**Front-end source files**
★ ★ ★ ★ ★

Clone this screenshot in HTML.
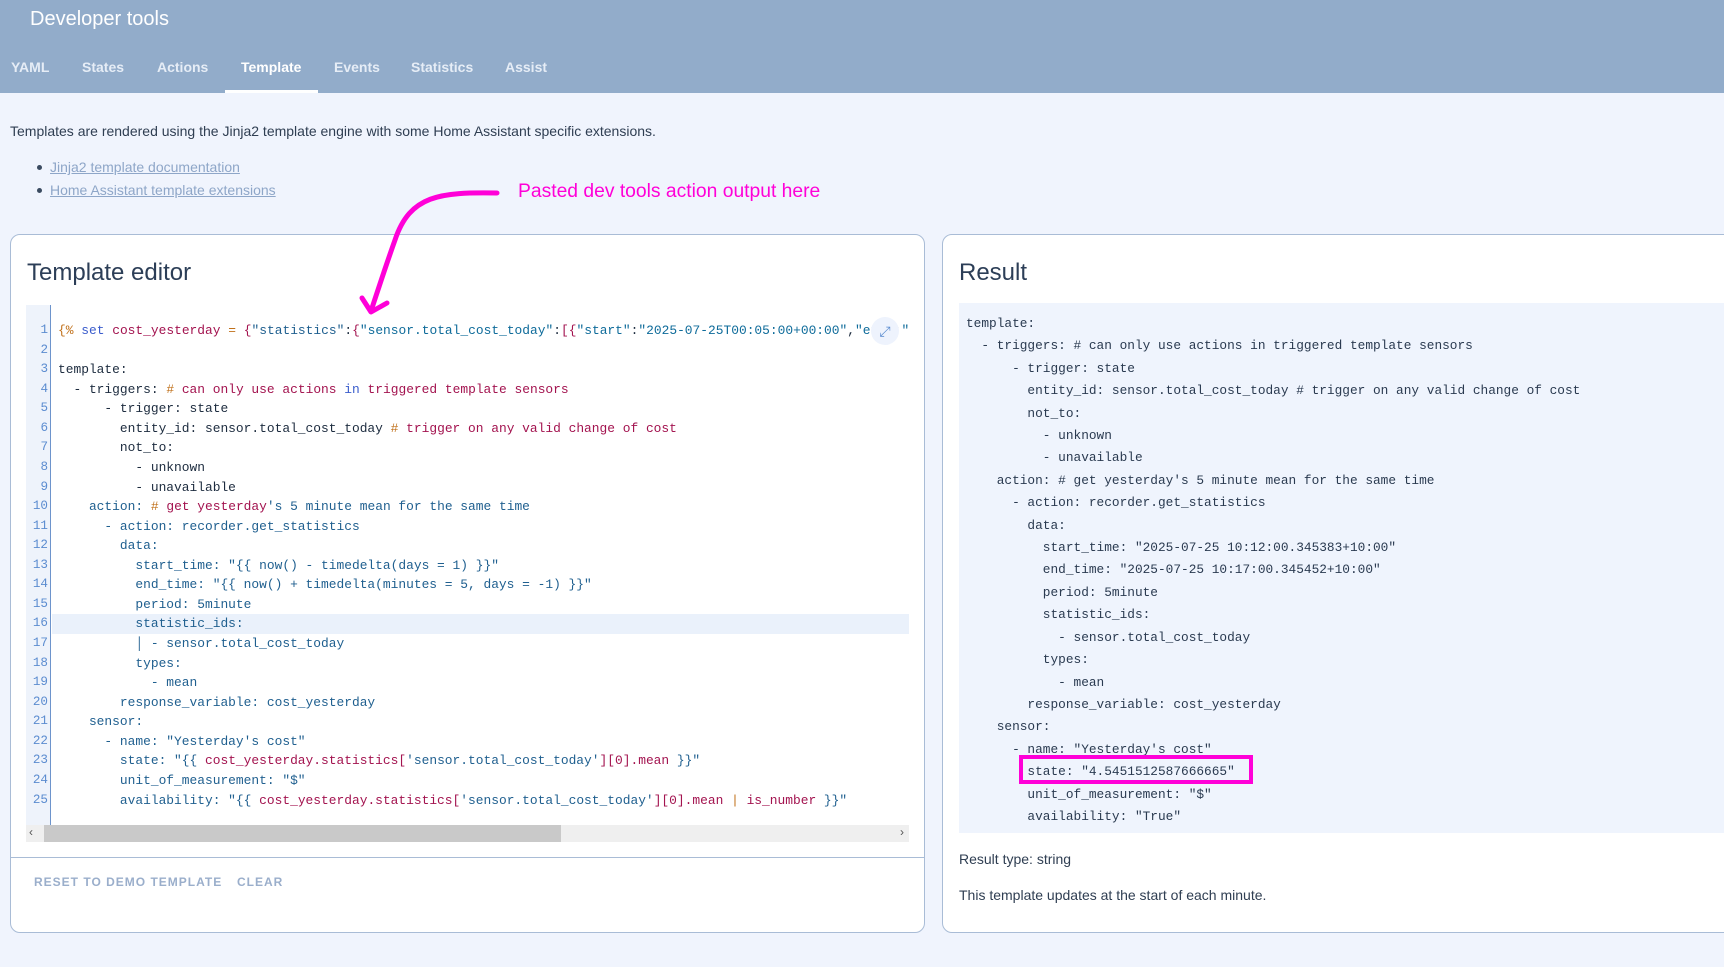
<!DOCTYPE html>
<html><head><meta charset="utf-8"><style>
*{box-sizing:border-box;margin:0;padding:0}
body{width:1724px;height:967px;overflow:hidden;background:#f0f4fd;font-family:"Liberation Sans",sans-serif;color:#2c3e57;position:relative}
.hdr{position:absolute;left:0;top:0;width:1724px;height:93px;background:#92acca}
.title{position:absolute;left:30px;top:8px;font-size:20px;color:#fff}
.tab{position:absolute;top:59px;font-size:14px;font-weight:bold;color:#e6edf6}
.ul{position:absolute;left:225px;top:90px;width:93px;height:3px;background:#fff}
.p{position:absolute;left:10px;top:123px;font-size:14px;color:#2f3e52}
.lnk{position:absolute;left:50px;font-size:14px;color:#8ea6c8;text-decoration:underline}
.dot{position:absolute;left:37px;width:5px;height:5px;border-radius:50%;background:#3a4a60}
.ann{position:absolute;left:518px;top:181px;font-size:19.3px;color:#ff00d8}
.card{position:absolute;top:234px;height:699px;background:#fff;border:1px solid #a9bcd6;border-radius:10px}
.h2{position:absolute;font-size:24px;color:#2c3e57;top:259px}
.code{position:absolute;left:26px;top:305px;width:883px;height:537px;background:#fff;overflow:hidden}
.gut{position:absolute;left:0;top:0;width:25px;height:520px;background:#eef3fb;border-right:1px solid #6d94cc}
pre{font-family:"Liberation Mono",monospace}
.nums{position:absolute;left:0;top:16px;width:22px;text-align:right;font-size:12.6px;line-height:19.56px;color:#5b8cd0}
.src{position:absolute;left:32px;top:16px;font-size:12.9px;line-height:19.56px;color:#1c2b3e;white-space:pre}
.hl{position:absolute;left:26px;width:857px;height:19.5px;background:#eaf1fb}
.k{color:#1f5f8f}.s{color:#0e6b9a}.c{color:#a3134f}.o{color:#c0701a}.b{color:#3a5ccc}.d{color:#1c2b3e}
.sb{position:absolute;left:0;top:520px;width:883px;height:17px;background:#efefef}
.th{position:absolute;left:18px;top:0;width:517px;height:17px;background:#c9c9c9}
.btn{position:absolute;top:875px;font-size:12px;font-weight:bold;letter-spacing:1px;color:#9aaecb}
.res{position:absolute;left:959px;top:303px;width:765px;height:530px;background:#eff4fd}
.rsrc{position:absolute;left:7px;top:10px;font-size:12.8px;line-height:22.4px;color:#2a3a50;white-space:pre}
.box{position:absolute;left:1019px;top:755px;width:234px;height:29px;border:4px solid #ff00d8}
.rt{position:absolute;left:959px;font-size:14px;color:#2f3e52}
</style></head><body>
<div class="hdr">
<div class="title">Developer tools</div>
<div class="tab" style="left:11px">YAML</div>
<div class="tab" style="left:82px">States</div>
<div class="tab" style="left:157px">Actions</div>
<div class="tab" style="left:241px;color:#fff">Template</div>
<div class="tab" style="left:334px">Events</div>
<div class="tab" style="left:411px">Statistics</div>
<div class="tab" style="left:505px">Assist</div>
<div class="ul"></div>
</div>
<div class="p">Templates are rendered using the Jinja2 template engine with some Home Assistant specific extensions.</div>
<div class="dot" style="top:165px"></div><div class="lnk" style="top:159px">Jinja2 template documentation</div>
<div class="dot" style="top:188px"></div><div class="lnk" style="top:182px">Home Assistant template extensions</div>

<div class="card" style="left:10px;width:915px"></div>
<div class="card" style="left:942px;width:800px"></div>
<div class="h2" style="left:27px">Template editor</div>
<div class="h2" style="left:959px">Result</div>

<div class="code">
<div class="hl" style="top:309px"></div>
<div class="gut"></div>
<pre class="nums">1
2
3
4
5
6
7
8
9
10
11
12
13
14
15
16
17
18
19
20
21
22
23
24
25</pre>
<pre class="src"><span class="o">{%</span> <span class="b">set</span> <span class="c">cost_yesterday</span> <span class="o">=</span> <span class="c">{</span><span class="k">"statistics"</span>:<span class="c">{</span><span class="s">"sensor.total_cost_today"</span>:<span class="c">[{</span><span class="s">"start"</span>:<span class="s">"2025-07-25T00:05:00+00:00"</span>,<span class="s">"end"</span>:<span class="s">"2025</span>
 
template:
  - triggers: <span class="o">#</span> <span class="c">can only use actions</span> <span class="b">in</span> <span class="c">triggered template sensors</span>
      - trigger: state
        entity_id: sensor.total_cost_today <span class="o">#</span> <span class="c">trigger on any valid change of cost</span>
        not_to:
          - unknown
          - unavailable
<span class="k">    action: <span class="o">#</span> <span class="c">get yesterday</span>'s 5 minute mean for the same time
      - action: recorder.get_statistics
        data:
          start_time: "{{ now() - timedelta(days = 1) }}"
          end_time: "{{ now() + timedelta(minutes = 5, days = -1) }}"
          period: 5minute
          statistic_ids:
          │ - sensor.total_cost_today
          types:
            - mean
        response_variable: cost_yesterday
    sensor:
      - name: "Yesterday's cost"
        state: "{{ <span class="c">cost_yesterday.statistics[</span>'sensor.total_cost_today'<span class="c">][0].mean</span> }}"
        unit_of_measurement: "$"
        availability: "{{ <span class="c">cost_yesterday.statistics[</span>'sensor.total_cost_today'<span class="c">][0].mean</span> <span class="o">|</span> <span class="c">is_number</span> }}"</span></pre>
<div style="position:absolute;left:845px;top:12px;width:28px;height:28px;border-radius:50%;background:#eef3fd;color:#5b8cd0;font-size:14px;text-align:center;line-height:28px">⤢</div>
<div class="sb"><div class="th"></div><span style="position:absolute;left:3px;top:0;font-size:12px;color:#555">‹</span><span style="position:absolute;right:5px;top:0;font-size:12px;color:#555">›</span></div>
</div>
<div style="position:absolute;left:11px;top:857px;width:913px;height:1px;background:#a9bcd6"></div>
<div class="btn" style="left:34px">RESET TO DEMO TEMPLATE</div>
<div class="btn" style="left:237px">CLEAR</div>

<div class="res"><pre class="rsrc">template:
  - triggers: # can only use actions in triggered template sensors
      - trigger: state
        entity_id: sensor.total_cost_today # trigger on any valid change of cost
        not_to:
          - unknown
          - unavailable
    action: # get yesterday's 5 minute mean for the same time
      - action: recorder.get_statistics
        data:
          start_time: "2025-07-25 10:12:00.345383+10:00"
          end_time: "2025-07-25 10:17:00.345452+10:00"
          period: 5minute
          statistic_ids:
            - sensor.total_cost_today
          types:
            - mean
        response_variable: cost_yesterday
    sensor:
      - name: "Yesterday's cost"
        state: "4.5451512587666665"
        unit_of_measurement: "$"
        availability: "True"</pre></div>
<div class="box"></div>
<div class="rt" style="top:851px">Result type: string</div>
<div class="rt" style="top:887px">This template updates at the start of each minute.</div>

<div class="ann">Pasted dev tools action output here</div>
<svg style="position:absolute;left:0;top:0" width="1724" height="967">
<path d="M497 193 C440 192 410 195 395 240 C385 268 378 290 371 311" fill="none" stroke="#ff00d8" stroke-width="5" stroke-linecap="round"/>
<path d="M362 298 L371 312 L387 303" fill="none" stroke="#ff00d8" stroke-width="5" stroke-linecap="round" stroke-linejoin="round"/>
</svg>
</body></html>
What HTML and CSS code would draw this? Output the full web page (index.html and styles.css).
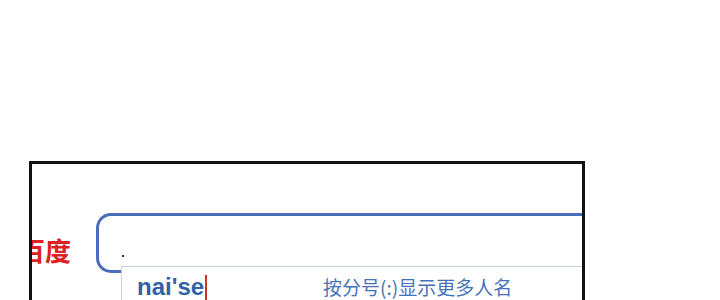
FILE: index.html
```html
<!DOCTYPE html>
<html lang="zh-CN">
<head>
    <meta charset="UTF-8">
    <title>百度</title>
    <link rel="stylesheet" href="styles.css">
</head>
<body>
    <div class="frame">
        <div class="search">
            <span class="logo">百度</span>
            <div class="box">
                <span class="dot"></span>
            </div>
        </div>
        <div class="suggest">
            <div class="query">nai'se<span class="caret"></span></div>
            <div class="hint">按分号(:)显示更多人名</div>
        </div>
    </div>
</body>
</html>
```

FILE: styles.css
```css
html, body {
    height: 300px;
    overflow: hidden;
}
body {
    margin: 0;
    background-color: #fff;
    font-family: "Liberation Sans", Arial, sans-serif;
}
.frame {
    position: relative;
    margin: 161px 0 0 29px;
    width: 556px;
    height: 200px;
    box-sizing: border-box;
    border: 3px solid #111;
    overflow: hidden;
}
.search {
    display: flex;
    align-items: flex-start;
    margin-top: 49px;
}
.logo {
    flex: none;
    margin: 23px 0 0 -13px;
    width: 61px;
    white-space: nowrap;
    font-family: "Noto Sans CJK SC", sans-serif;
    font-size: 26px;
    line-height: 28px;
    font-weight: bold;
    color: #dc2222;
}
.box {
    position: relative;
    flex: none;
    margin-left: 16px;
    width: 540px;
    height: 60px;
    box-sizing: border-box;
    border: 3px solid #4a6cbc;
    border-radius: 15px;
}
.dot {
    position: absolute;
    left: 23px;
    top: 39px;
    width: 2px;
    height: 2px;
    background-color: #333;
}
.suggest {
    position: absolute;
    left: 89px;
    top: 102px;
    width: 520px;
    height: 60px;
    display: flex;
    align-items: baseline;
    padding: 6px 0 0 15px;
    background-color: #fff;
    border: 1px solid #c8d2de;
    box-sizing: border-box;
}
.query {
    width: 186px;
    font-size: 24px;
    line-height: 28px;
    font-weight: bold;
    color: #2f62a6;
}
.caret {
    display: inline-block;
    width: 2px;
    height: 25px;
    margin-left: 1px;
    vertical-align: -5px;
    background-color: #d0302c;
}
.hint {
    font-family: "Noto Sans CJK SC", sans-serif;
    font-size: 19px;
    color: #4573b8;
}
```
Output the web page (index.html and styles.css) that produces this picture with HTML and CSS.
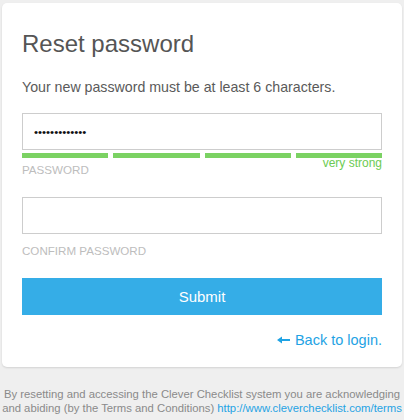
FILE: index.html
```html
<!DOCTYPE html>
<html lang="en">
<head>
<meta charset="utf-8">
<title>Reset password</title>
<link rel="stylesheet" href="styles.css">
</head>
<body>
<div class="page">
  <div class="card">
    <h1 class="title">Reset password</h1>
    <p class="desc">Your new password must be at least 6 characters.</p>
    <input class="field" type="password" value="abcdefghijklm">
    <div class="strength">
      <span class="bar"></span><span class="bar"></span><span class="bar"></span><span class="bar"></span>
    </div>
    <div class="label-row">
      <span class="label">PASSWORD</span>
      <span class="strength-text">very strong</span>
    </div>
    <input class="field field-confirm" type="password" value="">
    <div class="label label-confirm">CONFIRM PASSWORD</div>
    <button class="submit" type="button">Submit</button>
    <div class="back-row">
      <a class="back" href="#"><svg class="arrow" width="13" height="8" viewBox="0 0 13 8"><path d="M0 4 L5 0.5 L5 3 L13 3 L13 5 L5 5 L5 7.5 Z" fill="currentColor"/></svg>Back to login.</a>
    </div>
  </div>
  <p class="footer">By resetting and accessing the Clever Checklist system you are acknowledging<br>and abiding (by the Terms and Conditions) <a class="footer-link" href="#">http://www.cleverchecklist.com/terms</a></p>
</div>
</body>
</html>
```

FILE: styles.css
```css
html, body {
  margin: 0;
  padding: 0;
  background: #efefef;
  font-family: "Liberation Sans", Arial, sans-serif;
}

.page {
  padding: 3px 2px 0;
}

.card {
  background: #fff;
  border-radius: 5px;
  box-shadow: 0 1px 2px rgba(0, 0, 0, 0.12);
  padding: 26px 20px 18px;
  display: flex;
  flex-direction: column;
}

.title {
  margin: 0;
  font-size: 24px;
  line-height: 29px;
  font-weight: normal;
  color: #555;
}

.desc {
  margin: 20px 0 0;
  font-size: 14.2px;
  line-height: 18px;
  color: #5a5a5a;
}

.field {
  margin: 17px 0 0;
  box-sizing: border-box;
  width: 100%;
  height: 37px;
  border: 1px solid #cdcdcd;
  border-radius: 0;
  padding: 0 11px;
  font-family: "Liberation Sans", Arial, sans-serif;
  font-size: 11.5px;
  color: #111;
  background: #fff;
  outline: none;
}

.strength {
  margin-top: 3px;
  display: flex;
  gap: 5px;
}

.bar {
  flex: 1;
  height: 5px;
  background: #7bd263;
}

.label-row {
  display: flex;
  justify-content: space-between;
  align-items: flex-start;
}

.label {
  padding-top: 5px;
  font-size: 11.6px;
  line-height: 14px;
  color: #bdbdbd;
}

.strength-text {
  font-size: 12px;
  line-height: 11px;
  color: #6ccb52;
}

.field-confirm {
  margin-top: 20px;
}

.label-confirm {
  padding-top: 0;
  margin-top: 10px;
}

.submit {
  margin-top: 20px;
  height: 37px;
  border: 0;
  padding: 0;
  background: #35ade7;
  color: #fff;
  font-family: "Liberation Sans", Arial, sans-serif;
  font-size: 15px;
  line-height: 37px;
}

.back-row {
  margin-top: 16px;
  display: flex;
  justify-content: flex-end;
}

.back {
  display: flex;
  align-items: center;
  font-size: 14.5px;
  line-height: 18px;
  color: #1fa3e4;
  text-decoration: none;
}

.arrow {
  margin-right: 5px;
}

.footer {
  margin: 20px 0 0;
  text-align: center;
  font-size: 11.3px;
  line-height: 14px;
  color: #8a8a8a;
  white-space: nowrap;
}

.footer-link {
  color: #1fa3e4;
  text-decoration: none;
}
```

★ ★ ★ ★ ★

**EXERCISE BRIEF**
Within the material above, find the lines that contain the word "code"; copy them.

**ANSWER TO THE PROBLEM**
.code{position:absolute;left:26px;top:305px;width:883px;height:537px;background:#fff;overflow:hidden}
<div class="code">
What HTML and CSS code would draw this? Output the full web page (index.html and styles.css).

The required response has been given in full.